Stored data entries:
++++++++++
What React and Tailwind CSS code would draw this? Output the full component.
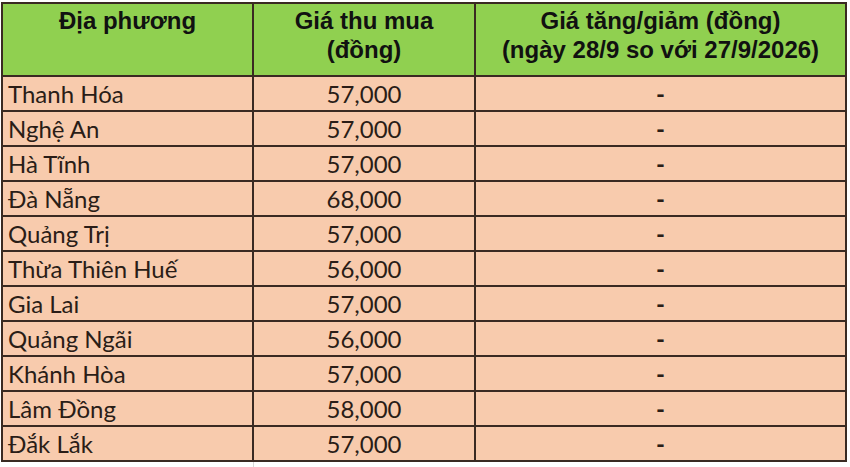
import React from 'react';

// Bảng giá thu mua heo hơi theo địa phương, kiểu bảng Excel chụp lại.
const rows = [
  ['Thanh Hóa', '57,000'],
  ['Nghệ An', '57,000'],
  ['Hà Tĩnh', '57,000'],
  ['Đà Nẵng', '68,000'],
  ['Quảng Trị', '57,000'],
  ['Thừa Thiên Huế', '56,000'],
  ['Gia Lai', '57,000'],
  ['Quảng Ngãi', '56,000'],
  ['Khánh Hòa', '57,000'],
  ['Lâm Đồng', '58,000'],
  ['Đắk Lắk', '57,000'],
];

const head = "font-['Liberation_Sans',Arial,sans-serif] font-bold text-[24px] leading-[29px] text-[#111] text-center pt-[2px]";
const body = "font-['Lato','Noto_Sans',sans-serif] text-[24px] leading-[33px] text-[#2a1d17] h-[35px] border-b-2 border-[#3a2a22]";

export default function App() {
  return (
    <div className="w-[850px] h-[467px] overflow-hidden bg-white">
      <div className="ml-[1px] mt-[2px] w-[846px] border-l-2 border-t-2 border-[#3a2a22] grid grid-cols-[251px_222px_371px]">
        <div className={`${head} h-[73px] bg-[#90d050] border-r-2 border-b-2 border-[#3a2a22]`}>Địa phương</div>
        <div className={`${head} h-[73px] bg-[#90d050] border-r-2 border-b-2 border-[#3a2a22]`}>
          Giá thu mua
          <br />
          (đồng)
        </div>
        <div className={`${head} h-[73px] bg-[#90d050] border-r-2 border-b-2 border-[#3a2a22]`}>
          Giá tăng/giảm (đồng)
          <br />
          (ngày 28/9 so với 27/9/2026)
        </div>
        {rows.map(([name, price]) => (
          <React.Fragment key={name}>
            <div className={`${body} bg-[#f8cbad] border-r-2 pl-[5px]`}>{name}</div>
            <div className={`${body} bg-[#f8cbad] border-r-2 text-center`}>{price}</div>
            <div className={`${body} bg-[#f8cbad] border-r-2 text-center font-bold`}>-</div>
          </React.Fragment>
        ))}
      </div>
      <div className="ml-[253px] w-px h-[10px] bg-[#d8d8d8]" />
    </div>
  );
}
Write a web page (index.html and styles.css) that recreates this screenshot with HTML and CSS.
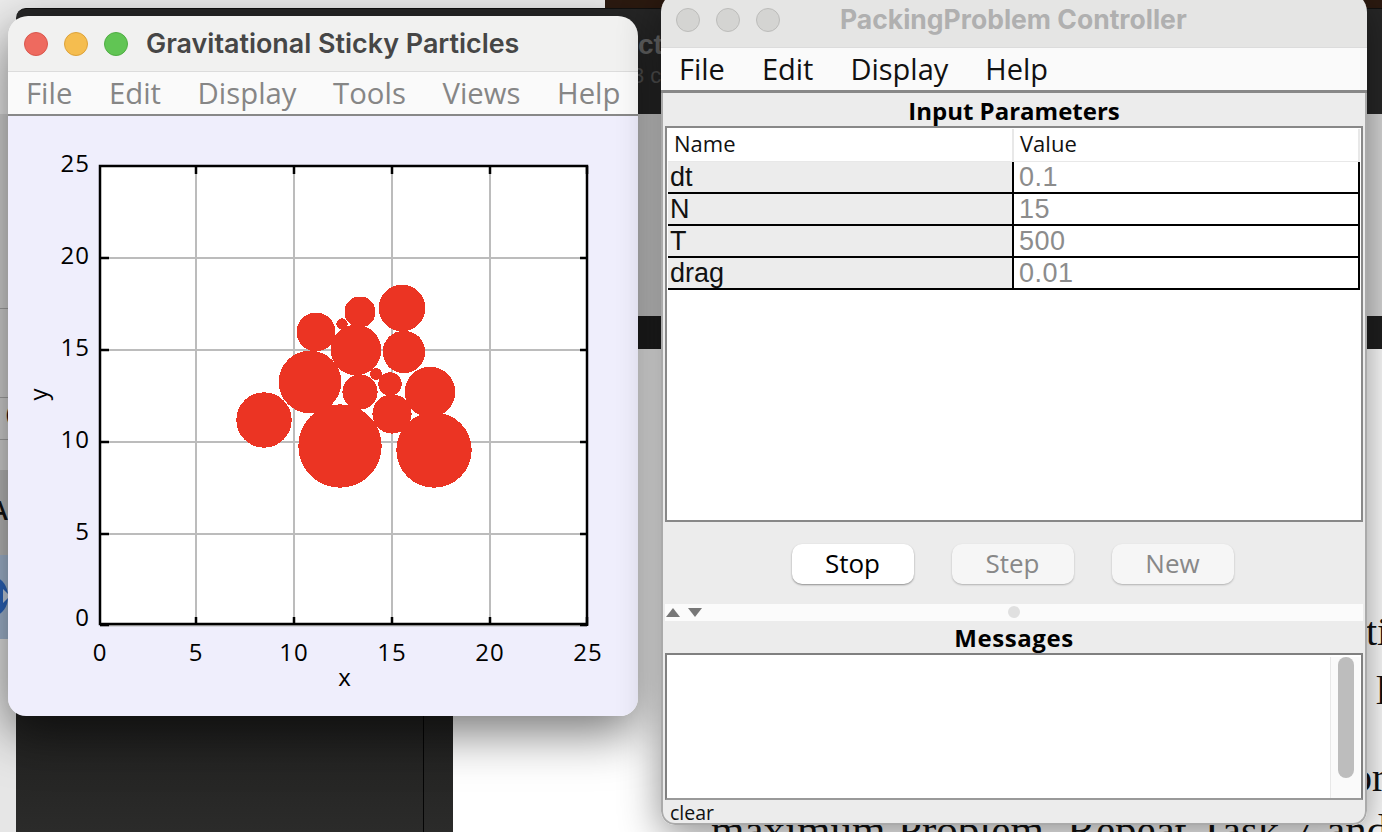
++++++++++
REQUIREMENTS:
Set down word for word the lines from the first entry through the line with "text-[24px] leading-[33px] text-[#2a1d17]", both included, omitting pictures.

TASK RESPONSE:
What React and Tailwind CSS code would draw this? Output the full component.
import React from 'react';

// Bảng giá thu mua heo hơi theo địa phương, kiểu bảng Excel chụp lại.
const rows = [
  ['Thanh Hóa', '57,000'],
  ['Nghệ An', '57,000'],
  ['Hà Tĩnh', '57,000'],
  ['Đà Nẵng', '68,000'],
  ['Quảng Trị', '57,000'],
  ['Thừa Thiên Huế', '56,000'],
  ['Gia Lai', '57,000'],
  ['Quảng Ngãi', '56,000'],
  ['Khánh Hòa', '57,000'],
  ['Lâm Đồng', '58,000'],
  ['Đắk Lắk', '57,000'],
];

const head = "font-['Liberation_Sans',Arial,sans-serif] font-bold text-[24px] leading-[29px] text-[#111] text-center pt-[2px]";
const body = "font-['Lato','Noto_Sans',sans-serif] text-[24px] leading-[33px] text-[#2a1d17] h-[35px] border-b-2 border-[#3a2a22]";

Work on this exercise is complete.